1. This is an appeal by the defendant representing the Eastern Railway, the Central Railway and the Northern Railway, against the judgment and decree passed by Shri G. G. Bhojraj, Civil Judge Class I, Chhindwara in Civil Suit No, 1-B of 1951, decided on 30-7-1954, decreeing the respondent's claim for Rs. 5488/12/-.
2. On 11-3-1950, the plaintiff-respondent delivered a consignment of sawn timber at Chhindwara for delivery to self at New Delhi. The plaintiff alleged that he had merely authorised one Trilokinath to take the delivery of the consignment on his behalf at New Delhi. The consignment did not reach Delhi and was never delivered to the plaintiff. Therefore, he gave notices under Section 77 of the Rail-ways Act and Section 80 of the Civil Procedure Code and filed the present suit claiming Rs. 5752/-.
3. The defence was that the plaintiff had assigned his rights under the railway receipt to Trilokinath. As such, Trilokinath. being the owner, was alone entitled to maintain the suit. The defendant also denied the validity of notices, as also the quantum of damages claimed.

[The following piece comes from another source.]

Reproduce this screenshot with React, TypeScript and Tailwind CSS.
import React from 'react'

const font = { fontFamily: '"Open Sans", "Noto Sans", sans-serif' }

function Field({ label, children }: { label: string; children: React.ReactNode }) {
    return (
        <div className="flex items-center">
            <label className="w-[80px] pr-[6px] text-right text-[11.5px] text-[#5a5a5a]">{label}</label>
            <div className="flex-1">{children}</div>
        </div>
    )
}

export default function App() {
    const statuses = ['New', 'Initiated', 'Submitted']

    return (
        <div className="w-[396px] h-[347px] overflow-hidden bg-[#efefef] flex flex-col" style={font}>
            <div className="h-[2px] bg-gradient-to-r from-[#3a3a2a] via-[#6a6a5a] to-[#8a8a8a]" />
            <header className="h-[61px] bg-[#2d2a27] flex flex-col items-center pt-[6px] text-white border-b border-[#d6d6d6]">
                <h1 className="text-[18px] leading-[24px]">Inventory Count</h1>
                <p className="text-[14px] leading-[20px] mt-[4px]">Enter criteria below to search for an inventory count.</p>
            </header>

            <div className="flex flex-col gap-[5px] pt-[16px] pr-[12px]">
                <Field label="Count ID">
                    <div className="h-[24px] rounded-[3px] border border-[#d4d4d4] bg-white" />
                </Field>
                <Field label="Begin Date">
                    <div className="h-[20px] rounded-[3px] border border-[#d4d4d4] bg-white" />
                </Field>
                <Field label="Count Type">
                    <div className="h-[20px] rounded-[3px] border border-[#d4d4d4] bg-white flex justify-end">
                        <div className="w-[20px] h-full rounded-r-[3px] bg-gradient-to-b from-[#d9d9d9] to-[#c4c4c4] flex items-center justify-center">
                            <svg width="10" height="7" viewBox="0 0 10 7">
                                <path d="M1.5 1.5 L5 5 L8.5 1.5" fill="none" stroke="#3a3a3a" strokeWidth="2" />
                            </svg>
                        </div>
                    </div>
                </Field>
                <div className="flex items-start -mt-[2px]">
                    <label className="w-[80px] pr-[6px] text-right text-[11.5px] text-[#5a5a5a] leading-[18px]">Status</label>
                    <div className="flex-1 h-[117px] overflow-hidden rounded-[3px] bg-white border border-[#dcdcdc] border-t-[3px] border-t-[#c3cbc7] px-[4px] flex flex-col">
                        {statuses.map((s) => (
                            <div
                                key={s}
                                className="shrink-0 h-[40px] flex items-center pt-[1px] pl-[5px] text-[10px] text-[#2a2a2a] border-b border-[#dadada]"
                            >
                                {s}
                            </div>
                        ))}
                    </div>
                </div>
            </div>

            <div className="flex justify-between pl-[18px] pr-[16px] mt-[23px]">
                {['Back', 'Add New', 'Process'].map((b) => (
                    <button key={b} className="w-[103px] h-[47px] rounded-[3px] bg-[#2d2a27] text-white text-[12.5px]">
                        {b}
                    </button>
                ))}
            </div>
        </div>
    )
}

4. The learned counsel for the appellant urged that the railway receipt, being a document of title to goods, the endorsement in favour of Trilokinath amounted to an assignment of an actionable claim under the receipt. We may only say that as per tha view of Tambe J. in the case of Shah Mulji Deoji v. Union of India. 1956 Nag LJ 791: (AIR 1957Nag 31), an endorsement of a railway receipt amounts to an assignment, entitling the endorsee to maintain a suit against the railway administration.

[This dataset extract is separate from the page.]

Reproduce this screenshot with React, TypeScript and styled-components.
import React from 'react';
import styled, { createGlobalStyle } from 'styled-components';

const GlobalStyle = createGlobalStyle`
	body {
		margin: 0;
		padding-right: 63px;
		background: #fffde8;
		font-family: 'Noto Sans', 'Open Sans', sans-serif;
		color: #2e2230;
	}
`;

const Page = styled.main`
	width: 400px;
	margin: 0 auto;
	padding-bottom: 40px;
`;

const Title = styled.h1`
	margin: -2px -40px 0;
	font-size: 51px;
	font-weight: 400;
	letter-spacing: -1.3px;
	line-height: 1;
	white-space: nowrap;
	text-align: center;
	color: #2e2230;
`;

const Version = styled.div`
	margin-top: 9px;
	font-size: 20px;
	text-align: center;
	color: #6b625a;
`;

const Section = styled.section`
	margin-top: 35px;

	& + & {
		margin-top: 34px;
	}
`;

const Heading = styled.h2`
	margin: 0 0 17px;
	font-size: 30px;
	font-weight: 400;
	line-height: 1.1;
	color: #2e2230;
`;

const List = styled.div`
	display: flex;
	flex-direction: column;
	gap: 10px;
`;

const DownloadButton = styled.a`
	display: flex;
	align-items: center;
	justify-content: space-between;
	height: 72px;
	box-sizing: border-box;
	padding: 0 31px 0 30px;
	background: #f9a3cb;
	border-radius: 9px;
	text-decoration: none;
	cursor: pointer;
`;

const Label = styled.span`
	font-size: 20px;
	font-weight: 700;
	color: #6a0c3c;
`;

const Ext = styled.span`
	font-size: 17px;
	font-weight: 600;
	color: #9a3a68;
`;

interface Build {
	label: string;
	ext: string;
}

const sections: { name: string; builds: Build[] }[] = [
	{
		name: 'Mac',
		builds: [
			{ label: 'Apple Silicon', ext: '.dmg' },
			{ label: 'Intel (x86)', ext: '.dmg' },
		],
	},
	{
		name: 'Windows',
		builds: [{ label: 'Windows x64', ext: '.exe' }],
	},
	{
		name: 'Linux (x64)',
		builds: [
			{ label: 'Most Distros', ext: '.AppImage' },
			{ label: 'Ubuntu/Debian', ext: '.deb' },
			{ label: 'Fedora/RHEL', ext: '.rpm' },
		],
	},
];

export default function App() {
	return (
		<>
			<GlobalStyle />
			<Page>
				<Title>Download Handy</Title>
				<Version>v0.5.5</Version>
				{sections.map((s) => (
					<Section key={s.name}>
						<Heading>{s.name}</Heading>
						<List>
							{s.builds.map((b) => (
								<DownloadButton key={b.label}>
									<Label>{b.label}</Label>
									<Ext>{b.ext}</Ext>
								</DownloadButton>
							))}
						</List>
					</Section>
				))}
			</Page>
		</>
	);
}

The minority opinion of late Rao, J. based on the decision of Bhagwatti J. (as he then was) in the case of Shyamji Bhanji & Co. v. North Western Railway Co.. AIR 1947 Bom 169, was not accepted as it was found contrary to the observations of Their Lordships of the Privy Council and the consensus of almost all other Indian High Courts. That decision, however, laid down that a suit could always be maintained by an endorsee.

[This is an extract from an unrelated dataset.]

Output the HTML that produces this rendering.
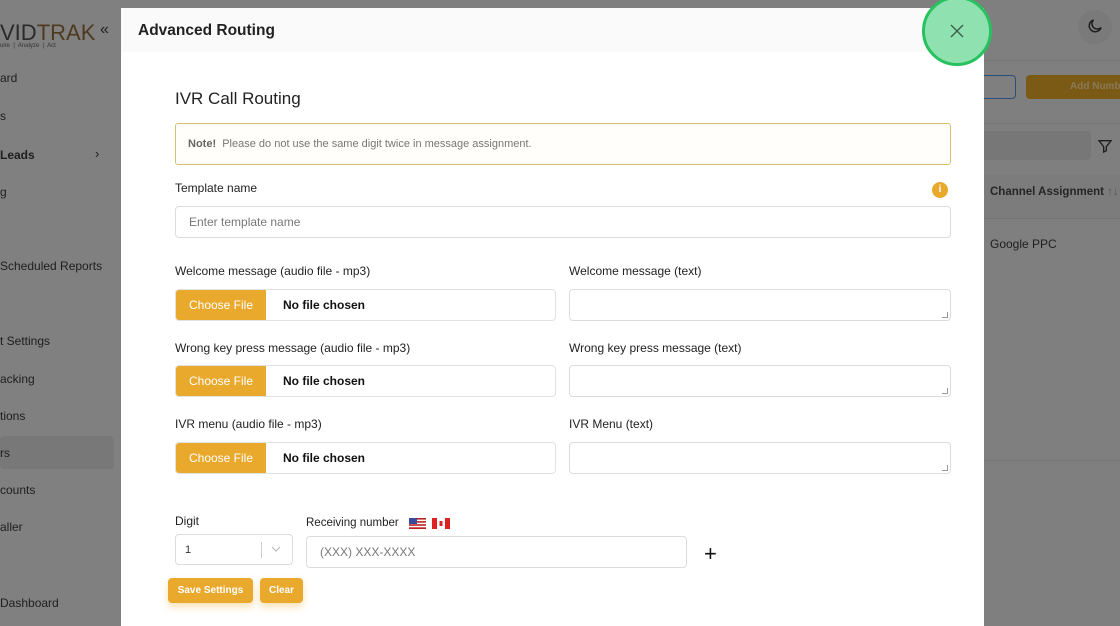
<!DOCTYPE html>
<html><head><style>
*{box-sizing:border-box;margin:0;padding:0}
html,body{width:1120px;height:626px;overflow:hidden}
body{background:#7f7f7f;font-family:"Liberation Sans",sans-serif;position:relative;color:#222}
.a{position:absolute}
.sb{color:#1e1e1e;font-size:12px}
.modal{position:absolute;left:121px;top:8px;width:863px;height:618px;background:#fff;overflow:hidden}
.hdr{height:44px;background:#fafafa;padding:14px 17px;font-weight:bold;font-size:15.5px;color:#222}
.lbl{position:absolute;font-size:12px;color:#222}
.inp{position:absolute;border:1px solid #dcdcdc;border-radius:4px;background:#fff}
.file{position:absolute;border:1px solid #e2e2e2;border-radius:4px;width:381px;height:32px;overflow:hidden;font-size:12px}
.file .b{position:absolute;left:0;top:0;width:90px;height:100%;background:#e9a92d;color:#fff;text-align:center;line-height:30px}
.file .t{position:absolute;left:107px;top:0;line-height:30px;font-weight:bold;color:#111}
.btn{position:absolute;background:#e9a92d;color:#fff;font-weight:bold;font-size:10px;border-radius:4px;text-align:center;line-height:25px;box-shadow:0 4px 8px rgba(233,169,45,.35)}
.rs{position:absolute;right:2px;bottom:2px;width:6px;height:6px;border-right:1px solid #999;border-bottom:1px solid #999;transform:skew(0)}
</style></head><body>
<div class="a" style="left:0;top:0;width:121px;height:626px;background:#808080"></div>
<div class="a" style="left:0;top:20px;font-size:22px;color:#2a2a2a">VID<span style="color:#4e3a1f">TRAK</span></div>
<div class="a" style="left:0;top:43px;font-size:6px;color:#333">uire &nbsp;|&nbsp; Analyze &nbsp;|&nbsp; Act</div>
<div class="a" style="left:100px;top:21px;font-size:16px;color:#222">«</div>
<div class="a sb" style="left:0;top:71px">ard</div>
<div class="a sb" style="left:0;top:109px">s</div>
<div class="a sb" style="left:0;top:148px;font-weight:bold">Leads</div>
<div class="a sb" style="left:95px;top:146px;font-size:13px">›</div>
<div class="a sb" style="left:0;top:185px">g</div>
<div class="a sb" style="left:0;top:259px">Scheduled Reports</div>
<div class="a sb" style="left:0;top:334px">t Settings</div>
<div class="a sb" style="left:0;top:372px">acking</div>
<div class="a sb" style="left:0;top:409px">tions</div>
<div class="a" style="left:0;top:436px;width:114px;height:33px;background:#787878;border-radius:4px"></div>
<div class="a sb" style="left:0;top:446px">rs</div>
<div class="a sb" style="left:0;top:483px">counts</div>
<div class="a sb" style="left:0;top:520px">aller</div>
<div class="a sb" style="left:0;top:596px">Dashboard</div>
<div class="a" style="left:984px;top:60px;width:136px;height:1px;background:#747474"></div>
<div class="a" style="left:1078px;top:10px;width:34px;height:34px;border-radius:50%;background:#7a7a7a"></div>
<svg class="a" style="left:1086px;top:17px" width="18" height="18" viewBox="0 0 24 24"><path d="M20 14A8 8 0 1 1 10 4a6 6 0 0 0 10 10z" fill="none" stroke="#1e1e1e" stroke-width="2"/></svg>
<div class="a" style="left:970px;top:75px;width:46px;height:24px;border:1.5px solid #2a4f78;border-radius:4px"></div>
<div class="a" style="left:1026px;top:75px;width:100px;height:24px;background:#7a5a14;border-radius:4px;color:#8a7a5a;font-weight:bold;font-size:10px;line-height:24px;padding-left:44px">Add Numb</div>
<div class="a" style="left:984px;top:123px;width:136px;height:1px;background:#747474"></div>
<div class="a" style="left:970px;top:131px;width:121px;height:29px;background:#777;border-radius:4px"></div>
<svg class="a" style="left:1097px;top:138px" width="16" height="16" viewBox="0 0 24 24"><path d="M3 4h18l-7 9v6l-4 2v-8z" fill="none" stroke="#1e1e1e" stroke-width="2"/></svg>
<div class="a" style="left:984px;top:175px;width:136px;height:43px;background:#7c7c7c"></div>
<div class="a" style="left:990px;top:186px;font-size:11.5px;font-weight:bold;color:#262626">Channel Assignment <span style="color:#555;font-weight:normal">↑↓</span></div>
<div class="a" style="left:984px;top:218px;width:136px;height:1px;background:#747474"></div>
<div class="a" style="left:990px;top:237px;font-size:12px;color:#1e1e1e">Google PPC</div>
<div class="a" style="left:984px;top:460px;width:136px;height:1px;background:#747474"></div>
<div class="modal">
<div class="hdr">Advanced Routing</div>
<div class="a" style="left:54px;top:81px;font-size:17px;color:#222">IVR Call Routing</div>
<div class="a" style="left:54px;top:115px;width:776px;height:42px;border:1px solid #d9bf6e;border-radius:3px;background:#fffefa;font-size:11px;color:#777;padding:14px 12px"><b style="color:#666">Note!</b>&nbsp; Please do not use the same digit twice in message assignment.</div>
<div class="lbl" style="left:54px;top:173px">Template name</div>
<div class="a" style="left:811px;top:174px;width:16px;height:16px;border-radius:50%;background:#e9a92d;color:#fff;font-size:10px;font-weight:bold;text-align:center;line-height:16px">i</div>
<div class="inp" style="left:54px;top:198px;width:776px;height:32px;font-size:12px;color:#777;padding:8px 13px">Enter template name</div>
<div class="lbl" style="left:54px;top:256px">Welcome message (audio file - mp3)</div>
<div class="lbl" style="left:448px;top:256px">Welcome message (text)</div>
<div class="file" style="left:54px;top:281px"><div class="b">Choose File</div><div class="t">No file chosen</div></div>
<div class="inp" style="left:448px;top:281px;width:382px;height:32px"><div class="rs"></div></div>
<div class="lbl" style="left:54px;top:333px">Wrong key press message (audio file - mp3)</div>
<div class="lbl" style="left:448px;top:333px">Wrong key press message (text)</div>
<div class="file" style="left:54px;top:357px"><div class="b">Choose File</div><div class="t">No file chosen</div></div>
<div class="inp" style="left:448px;top:357px;width:382px;height:32px"><div class="rs"></div></div>
<div class="lbl" style="left:54px;top:409px">IVR menu (audio file - mp3)</div>
<div class="lbl" style="left:448px;top:409px">IVR Menu (text)</div>
<div class="file" style="left:54px;top:434px"><div class="b">Choose File</div><div class="t">No file chosen</div></div>
<div class="inp" style="left:448px;top:434px;width:382px;height:32px"><div class="rs"></div></div>
<div class="lbl" style="left:54px;top:506px">Digit</div>
<div class="inp" style="left:54px;top:526px;width:118px;height:31px;font-size:11px;color:#333;padding:9px 9px">1</div>
<div class="a" style="left:140px;top:534px;width:1px;height:16px;background:#ccc"></div>
<svg class="a" style="left:150px;top:537px" width="10" height="8" viewBox="0 0 10 8"><path d="M1 2l4 4 4-4" fill="none" stroke="#bbb" stroke-width="1.2"/></svg>
<div class="lbl" style="left:185px;top:509px;font-size:11.5px">Receiving number</div>
<svg class="a" style="left:288px;top:510px" width="17" height="11"><rect width="17" height="11" fill="#b22"/><rect y="1.6" width="17" height="1.5" fill="#fff"/><rect y="4.7" width="17" height="1.5" fill="#fff"/><rect y="7.8" width="17" height="1.5" fill="#fff"/><rect width="8" height="6" fill="#3a4a9a"/></svg>
<svg class="a" style="left:311px;top:510px" width="18" height="11"><rect width="18" height="11" fill="#fff"/><rect width="5" height="11" fill="#d22"/><rect x="13" width="5" height="11" fill="#d22"/><rect x="7.5" y="3" width="3" height="5" fill="#d22"/></svg>
<div class="inp" style="left:185px;top:528px;width:381px;height:32px;font-size:12px;color:#777;padding:8px 13px">(XXX) XXX-XXXX</div>
<div class="a" style="left:583px;top:533px;font-size:22px;color:#111">+</div>
<div class="btn" style="left:47px;top:570px;width:85px">Save Settings</div>
<div class="btn" style="left:139px;top:570px;width:43px">Clear</div>
</div>
<div class="a" style="left:922px;top:-4px;width:70px;height:70px;border-radius:50%;background:#8fe2b0;border:3px solid #27c25f"></div>
<svg class="a" style="left:950px;top:24px" width="14" height="14" viewBox="0 0 14 14"><path d="M1 1l12 12M13 1L1 13" stroke="#3c5a48" stroke-width="1.3"/></svg>
</body></html>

But we are unable to see how the right of aconsignor can be negatived on the strength of the said ruling. A consignor's right to sue is based on the privity of contract with himself. In the present case, the respondent was the consignor and in that capacity he could maintain the present action irrespective of an endorsement of the railway receipt. This is more so because the railway receipt was returned to him by the consignee and notice of that was given to the Railway.
5. The learned counsel for the appellant next urged that the notice under Section 77 of the Railways Act had been given by Trilokinath, while the notice under Section 80 of the Civil Procedure Code had been served by the present appellant. As such it wascontended that the suit was not tenable for want of proper notice under Section 77 of the Railways Act.
6. It is true that letters dated 18-8-1950 (Ex, P. 1), dated 14-8-1950 (Ex. P. 2) and dated 27-4-1950 (Ex. P. 3) purporting to be notices under Section 77 of the Railways Act were sent by Trilokinath, Although a notice under Section 77 of the Railways Act is mandatory, a combined notice under Section 77 of the Railways Act and Section 80 of the Civil Procedure Code can be given as was held in Mooljibhai Maneklal and Co. v. Dominion of India, ILR (1952) Nag 821: (AIR 1952 Nag 22), which was followed by a Division Bench of the Patna High Court in the case of Union of India v. Lakshmi Narain, AIR 1954 Pat 424.
Later a Single Bench of the same High Court took the same view in the case of Union of India v. Firm Balwant Rai Banshidhar, AIR 1958 Pat 536. Section 77 of the Railways Act lays down that a person shall not be entitled to a refund of an overcharge in respect of animals or goods carried by railway or to compensation for the loss, destruction or deterioration of animals or goods delivered to be so carried, unless his claim to the refund or compensation has been preferred in writing by him or on his behalf to the railway administration within 6 months from the date of the delivery of the animals or goods for carriage by railway.
The section permits a notice to be given by the person concerned or by some other person concerned on his behalf. We do not think that the notices under Section 77 of the Railways Act given by Trilokinath on behalf of the plaintiff were in any way irregular. At any rate, the notice under Section 80 of the Civil Procedure Code given on 5-9-1950 (Ex. P. 11) could be construed as a notice under both the flections, as it fulfilled the requirements of Section 77 of the Railways Act as also Section 80 of the Civil Procedure Code. (See Dharamsi Liladhar v. Union of India. AIR 1952 Cal 439). In our opinion the objection of the appellant to the notices served is devoid of any substance.
7. The learned counsel for the appellant, however, urged that the charges towards freight amounting to Rs. 340/15/- ought to have been excluded from the decree, as the railway administration was admittedly entitled to charge the freight. In this connection, we may observe that the said claim would be in the nature of a legal set off which required court-fee in the trial Court as also in this Court.
The defendant cannot be allowed to raise the said question except by way of a legal set off uponpayment of the proper court-fee. It is, therefore, not possible to adjudicate on this point in the present appeal, when admittedly the defendant failed to plead a set off in the trial Court. If such a claim had been made it might have been necessary to plead and prove that the goods were carried according to the contract.
8. For these reasons the appeal fails and is dismissed with coats.